On a conference call with analysts, Steve Schlecht, executive chairman and CEO, said Duluth benefited by establishing a sizeable online presence. Digital marketing and promotions were ramped up to draw current and new customers to Duluth’s website. As a result, DTC accounted for 72 percent of total 2020 sales, up from 57 percent in 2019.

Said Schlecht, ‘Our online activity soared, as both established and new customers recognized that Duluth products are a sweet spot of their new normal at home and outdoors as customers found their way to the Duluth Trading brand. We saw a 17 percent increase in new buyers, the largest percentage gain in three years.”

He also noted that the company benefited from substantial investments made over the last three years in distribution facilities expansion and online capabilities that supported online orders’ surge.

During the year, Duluth, a no-frills basic workwear line that appeals to a younger, more price-sensitive customer, expanded its Alaskan Hardgear line with a new fishing collection and added the Best Made premium hard goods and workwear line. Other recent additions include Dang Soft underwear, the NoGA Naturale women’s pants collection, and additional pant sizes for men.

For 2021, retail store expansion continues to be on pause, with only one lease signed for the year in Cherry Hills, NJ. Innovations planned include adding women’s collections under the 40 Grit, Alaskan Hardgear and Best Made brands, making investments to expand digital capabilities to support more customized marketing; and improving localized assortments at the store level.

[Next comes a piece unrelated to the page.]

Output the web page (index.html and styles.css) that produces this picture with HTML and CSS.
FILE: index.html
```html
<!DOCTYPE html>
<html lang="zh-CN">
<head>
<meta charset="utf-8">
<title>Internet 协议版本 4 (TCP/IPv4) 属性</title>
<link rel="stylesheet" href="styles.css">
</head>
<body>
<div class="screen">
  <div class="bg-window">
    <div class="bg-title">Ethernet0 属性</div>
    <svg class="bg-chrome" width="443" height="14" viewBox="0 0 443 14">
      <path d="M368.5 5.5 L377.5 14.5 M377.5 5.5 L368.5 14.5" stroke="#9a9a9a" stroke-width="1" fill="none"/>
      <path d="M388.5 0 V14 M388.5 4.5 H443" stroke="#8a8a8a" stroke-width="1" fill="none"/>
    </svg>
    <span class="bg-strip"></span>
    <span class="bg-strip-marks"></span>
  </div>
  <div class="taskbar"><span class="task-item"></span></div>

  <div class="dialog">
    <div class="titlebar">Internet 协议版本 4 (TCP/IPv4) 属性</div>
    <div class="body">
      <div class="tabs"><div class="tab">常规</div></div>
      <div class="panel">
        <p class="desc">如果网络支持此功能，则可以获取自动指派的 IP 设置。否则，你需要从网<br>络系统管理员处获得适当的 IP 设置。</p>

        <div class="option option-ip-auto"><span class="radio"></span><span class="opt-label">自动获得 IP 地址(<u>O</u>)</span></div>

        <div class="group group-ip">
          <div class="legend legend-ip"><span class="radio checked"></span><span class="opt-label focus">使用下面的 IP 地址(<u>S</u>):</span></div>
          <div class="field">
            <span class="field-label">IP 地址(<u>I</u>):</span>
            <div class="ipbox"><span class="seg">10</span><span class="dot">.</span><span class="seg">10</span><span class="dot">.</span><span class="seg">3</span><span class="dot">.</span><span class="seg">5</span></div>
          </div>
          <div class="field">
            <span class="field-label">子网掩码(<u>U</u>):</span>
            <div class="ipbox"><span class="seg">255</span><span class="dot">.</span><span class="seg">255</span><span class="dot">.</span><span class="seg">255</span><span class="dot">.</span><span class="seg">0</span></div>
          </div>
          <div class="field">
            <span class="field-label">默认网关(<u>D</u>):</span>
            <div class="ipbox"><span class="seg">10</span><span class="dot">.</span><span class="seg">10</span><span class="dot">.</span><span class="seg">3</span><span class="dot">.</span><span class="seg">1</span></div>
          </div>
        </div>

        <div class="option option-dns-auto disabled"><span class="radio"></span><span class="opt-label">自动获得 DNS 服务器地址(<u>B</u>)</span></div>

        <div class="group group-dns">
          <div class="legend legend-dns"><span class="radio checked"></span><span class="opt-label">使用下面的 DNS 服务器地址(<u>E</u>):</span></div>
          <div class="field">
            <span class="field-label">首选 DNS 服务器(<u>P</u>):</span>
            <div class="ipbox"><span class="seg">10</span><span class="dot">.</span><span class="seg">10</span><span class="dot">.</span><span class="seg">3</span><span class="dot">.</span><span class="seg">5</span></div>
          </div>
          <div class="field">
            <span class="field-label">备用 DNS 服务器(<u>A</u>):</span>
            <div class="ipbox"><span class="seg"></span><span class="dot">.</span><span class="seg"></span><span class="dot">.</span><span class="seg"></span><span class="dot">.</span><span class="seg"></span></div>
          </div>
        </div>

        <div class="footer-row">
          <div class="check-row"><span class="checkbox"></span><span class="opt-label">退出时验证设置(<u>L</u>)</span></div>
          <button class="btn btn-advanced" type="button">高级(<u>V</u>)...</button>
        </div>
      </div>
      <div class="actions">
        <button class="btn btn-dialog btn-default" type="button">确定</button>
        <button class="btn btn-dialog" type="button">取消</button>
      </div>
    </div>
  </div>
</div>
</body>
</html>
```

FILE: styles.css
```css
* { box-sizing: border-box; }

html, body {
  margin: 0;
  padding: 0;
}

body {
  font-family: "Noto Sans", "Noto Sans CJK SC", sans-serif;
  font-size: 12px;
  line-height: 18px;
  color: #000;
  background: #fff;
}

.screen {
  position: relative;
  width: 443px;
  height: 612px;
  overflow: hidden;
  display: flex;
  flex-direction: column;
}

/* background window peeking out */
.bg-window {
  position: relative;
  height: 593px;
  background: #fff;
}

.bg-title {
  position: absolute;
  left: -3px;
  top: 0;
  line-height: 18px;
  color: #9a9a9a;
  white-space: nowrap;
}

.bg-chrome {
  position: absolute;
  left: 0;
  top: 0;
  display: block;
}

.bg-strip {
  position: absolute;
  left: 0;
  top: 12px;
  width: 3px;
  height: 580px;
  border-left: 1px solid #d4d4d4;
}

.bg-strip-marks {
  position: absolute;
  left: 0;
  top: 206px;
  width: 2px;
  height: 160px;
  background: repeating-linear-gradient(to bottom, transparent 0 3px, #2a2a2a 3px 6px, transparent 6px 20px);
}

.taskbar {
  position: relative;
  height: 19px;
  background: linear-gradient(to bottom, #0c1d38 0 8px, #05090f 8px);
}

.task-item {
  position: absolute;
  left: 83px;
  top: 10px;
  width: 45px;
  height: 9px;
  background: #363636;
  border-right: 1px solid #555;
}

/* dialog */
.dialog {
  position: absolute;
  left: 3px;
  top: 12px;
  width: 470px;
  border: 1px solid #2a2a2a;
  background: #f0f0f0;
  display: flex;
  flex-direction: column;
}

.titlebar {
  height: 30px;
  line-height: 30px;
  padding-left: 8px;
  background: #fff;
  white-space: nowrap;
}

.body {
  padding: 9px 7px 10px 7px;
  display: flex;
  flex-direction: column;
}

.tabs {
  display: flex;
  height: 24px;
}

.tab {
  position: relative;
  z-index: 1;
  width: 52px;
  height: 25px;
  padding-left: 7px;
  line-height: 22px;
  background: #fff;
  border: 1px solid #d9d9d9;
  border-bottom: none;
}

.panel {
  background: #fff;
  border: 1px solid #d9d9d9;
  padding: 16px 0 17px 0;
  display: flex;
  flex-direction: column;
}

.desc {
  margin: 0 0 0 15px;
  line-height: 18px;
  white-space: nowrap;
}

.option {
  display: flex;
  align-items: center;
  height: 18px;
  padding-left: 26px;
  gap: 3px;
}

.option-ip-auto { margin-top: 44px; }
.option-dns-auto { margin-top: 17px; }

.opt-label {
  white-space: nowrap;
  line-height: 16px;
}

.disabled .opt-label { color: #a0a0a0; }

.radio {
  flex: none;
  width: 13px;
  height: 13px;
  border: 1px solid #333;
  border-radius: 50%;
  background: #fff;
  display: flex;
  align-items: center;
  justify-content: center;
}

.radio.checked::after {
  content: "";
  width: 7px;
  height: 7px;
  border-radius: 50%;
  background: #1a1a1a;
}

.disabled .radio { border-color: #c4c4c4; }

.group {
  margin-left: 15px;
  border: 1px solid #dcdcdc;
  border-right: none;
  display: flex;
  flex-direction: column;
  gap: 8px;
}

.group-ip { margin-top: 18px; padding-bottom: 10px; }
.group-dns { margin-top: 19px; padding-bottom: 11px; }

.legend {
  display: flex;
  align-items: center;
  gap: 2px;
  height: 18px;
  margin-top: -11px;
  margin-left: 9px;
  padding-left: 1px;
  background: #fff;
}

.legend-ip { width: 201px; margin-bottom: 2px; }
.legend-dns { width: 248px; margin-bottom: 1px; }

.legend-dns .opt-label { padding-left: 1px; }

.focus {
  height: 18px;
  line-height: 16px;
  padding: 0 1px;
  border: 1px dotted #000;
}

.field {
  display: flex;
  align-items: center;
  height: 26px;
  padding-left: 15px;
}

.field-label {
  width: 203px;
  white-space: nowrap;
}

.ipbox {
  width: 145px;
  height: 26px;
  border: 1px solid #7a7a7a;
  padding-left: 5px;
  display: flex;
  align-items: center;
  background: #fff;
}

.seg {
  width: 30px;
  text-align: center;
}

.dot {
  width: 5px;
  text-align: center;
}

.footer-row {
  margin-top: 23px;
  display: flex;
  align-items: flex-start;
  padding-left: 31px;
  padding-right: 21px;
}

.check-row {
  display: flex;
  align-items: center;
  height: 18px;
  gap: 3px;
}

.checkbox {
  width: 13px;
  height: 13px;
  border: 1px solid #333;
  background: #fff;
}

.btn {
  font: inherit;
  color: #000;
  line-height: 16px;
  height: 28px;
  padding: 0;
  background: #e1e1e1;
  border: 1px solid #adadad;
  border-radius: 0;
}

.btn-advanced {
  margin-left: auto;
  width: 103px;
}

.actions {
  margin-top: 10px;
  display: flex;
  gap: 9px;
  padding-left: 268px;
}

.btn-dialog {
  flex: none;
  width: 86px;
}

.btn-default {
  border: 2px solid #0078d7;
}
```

At the beginning of March, Schlecht noted a pilot test began to open Buck Naked Underwear displays inside 13 Tractor Supply stores, representing its first third-party selling relationship with a retailer.

“Tractor Supply is not only one of the biggest successes in retail today, but it is also closely aligned to the Duluth customer base,” said Schlecht. “If the pilot is successful, the concept will be rolled out to other Tractor Supply locations. I think this type of partnership makes sense for Duluth. We see this as a great opportunity to expand our brand awareness with a top-tier partner.”

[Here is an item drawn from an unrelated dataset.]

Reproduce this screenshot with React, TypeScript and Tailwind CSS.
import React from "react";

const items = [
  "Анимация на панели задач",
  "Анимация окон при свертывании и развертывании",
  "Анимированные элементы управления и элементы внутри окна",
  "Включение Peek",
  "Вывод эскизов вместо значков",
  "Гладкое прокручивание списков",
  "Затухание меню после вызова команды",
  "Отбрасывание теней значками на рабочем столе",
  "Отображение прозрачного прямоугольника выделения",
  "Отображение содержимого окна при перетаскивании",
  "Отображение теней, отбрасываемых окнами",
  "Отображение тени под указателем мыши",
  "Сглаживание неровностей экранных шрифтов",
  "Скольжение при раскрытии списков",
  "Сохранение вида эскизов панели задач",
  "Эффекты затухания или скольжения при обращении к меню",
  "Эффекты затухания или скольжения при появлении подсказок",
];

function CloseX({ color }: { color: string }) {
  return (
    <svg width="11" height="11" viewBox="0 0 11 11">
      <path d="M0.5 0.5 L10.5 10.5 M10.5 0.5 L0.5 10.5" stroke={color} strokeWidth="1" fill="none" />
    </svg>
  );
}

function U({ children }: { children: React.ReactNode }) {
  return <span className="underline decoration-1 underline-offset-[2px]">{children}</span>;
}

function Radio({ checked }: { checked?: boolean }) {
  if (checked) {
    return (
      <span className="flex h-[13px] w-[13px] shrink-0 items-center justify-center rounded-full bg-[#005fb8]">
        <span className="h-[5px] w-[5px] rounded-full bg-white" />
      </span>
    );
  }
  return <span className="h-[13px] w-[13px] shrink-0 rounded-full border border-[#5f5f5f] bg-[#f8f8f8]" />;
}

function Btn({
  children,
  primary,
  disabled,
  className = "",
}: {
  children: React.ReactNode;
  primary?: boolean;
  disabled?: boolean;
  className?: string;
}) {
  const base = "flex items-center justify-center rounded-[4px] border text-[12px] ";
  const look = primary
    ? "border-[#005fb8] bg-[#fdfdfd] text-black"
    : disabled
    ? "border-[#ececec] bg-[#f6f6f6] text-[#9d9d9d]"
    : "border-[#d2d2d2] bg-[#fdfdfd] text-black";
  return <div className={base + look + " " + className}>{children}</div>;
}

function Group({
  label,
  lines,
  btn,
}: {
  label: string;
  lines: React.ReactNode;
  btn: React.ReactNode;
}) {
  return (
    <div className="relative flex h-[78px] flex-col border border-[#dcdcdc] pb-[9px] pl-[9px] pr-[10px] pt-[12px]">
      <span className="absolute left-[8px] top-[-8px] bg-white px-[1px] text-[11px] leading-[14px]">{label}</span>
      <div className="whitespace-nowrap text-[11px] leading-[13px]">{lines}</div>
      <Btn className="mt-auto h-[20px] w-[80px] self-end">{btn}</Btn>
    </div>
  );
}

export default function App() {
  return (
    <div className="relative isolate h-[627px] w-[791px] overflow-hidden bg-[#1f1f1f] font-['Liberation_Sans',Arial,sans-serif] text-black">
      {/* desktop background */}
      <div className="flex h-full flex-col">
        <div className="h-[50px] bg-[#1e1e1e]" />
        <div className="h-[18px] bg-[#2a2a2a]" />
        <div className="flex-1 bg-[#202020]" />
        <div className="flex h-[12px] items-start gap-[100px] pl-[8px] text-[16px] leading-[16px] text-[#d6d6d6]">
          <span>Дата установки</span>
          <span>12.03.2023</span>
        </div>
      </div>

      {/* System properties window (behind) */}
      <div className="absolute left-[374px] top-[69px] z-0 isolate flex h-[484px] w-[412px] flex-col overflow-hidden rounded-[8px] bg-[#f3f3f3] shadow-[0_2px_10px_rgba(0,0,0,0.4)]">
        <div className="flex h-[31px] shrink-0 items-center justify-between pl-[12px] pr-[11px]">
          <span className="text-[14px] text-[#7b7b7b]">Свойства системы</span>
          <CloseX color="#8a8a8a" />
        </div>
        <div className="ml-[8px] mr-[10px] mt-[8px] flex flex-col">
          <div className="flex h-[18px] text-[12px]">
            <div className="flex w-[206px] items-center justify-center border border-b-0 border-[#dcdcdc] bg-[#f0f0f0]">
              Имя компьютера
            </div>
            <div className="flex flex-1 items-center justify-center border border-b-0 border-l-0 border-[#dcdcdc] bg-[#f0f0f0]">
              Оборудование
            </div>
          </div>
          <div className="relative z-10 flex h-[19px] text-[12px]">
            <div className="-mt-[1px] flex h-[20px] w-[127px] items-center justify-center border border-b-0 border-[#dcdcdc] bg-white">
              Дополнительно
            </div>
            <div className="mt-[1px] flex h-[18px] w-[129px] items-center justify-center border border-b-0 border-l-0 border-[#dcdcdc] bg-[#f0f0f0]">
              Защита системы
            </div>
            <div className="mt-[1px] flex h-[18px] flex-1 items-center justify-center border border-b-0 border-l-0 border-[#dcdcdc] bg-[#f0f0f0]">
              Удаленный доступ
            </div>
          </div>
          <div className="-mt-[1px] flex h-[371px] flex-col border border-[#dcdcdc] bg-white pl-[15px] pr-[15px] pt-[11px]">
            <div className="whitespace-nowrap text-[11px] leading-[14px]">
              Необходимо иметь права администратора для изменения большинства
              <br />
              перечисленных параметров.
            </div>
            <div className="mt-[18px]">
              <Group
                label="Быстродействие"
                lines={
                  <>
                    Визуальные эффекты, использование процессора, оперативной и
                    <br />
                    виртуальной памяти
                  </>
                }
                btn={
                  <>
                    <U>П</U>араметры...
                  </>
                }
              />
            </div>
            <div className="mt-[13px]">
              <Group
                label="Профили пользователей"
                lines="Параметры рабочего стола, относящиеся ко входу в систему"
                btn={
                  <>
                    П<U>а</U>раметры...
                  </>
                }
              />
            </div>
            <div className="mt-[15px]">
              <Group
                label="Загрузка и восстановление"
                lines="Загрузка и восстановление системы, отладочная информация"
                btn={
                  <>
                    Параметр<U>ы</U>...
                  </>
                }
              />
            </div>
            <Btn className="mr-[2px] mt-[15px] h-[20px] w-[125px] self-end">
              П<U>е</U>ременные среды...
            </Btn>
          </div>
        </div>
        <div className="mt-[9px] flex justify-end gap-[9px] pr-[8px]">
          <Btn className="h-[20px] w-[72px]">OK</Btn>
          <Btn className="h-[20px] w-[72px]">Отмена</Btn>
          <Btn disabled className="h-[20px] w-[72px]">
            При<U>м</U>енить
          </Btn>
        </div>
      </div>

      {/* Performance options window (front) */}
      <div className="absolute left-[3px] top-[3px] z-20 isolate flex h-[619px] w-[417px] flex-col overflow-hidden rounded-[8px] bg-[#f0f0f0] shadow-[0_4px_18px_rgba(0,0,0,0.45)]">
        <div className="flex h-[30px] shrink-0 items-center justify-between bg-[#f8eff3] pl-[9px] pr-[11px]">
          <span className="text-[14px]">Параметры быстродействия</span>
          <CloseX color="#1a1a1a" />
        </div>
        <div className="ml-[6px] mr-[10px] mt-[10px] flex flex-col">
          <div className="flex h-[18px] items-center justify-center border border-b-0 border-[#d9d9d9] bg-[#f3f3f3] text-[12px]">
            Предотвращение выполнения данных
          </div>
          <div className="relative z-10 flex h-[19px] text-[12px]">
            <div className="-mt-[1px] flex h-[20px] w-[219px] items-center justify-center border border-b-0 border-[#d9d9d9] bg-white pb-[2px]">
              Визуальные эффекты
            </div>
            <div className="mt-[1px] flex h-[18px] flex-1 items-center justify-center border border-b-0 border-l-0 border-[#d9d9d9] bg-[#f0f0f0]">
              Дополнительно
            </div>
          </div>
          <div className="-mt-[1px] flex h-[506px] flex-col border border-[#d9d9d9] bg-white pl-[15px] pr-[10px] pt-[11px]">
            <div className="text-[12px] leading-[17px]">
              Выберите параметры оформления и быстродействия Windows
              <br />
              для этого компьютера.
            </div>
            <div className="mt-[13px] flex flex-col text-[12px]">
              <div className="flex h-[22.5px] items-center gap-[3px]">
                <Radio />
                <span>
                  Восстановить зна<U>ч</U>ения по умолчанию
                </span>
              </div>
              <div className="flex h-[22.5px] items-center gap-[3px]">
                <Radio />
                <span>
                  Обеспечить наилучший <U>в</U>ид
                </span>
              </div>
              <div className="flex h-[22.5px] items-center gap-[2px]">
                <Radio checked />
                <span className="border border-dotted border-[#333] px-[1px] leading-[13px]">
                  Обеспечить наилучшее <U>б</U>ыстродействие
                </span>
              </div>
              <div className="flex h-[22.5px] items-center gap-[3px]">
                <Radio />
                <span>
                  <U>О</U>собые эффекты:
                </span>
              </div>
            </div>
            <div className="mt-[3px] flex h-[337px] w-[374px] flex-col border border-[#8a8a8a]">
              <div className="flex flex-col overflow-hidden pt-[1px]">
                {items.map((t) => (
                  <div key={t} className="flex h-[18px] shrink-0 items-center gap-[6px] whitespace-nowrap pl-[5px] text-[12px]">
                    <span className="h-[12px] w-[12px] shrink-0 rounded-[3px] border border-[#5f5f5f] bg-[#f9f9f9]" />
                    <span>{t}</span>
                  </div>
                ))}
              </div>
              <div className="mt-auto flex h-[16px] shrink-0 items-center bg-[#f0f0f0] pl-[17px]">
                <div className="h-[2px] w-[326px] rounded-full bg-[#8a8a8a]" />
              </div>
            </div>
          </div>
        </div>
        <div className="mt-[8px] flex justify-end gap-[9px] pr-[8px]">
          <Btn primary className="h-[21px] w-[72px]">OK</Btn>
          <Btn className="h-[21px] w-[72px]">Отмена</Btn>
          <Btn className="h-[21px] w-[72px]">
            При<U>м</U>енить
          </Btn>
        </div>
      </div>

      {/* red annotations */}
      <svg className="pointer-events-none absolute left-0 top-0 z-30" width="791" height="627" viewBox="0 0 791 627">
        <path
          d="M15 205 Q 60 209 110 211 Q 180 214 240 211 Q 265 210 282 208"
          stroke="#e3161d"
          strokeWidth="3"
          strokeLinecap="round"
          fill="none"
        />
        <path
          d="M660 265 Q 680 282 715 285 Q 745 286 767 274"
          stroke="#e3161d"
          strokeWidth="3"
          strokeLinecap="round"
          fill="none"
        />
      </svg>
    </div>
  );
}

Schlecht, who founded Duluth in 1986, noted that the company has engaged a search firm to identify its next CEO. He said, “When I reassumed the CEO role in September of 2019, I didn’t expect to stay on as long. However, COVID made the continuity of leadership a deciding factor. Jumping back into day-to-day management gave me a greater appreciation for the talent and dedication of our team. I’m proud of the work we did together during the most trying of times, and I have more confidence than ever in the future of the company.”

For 2021, the outlook calls for:

  • Net sales in the range of $680 million to $700 million, representing a gain in the range of 6.4 percent and 9.6 percent;
  • Adjusted EBITDA in the range of $66 million to $70 million, up 18.9 percent to 26.1 percent year-over-year; and
  • EPS in the range of 64 cents to 70 cents, up 52.3 percent to 66.7 percent.

Duluth officials said sales had shown recovery early in fiscal 2021, climbing 13 percent overall in February and the mid-teens in the first two weeks of March. However, the sales guidance calls for stronger sales in the second half than the first.

“We do expect some near-term pressure in the first half of the year due to the delays in inventory receipts,” said Dave Loretta, CFO. “Our best estimate at this time is that sales growth will be at the lower end of that sales range in the first half of the year and at the higher end of the range in the second half of the year.”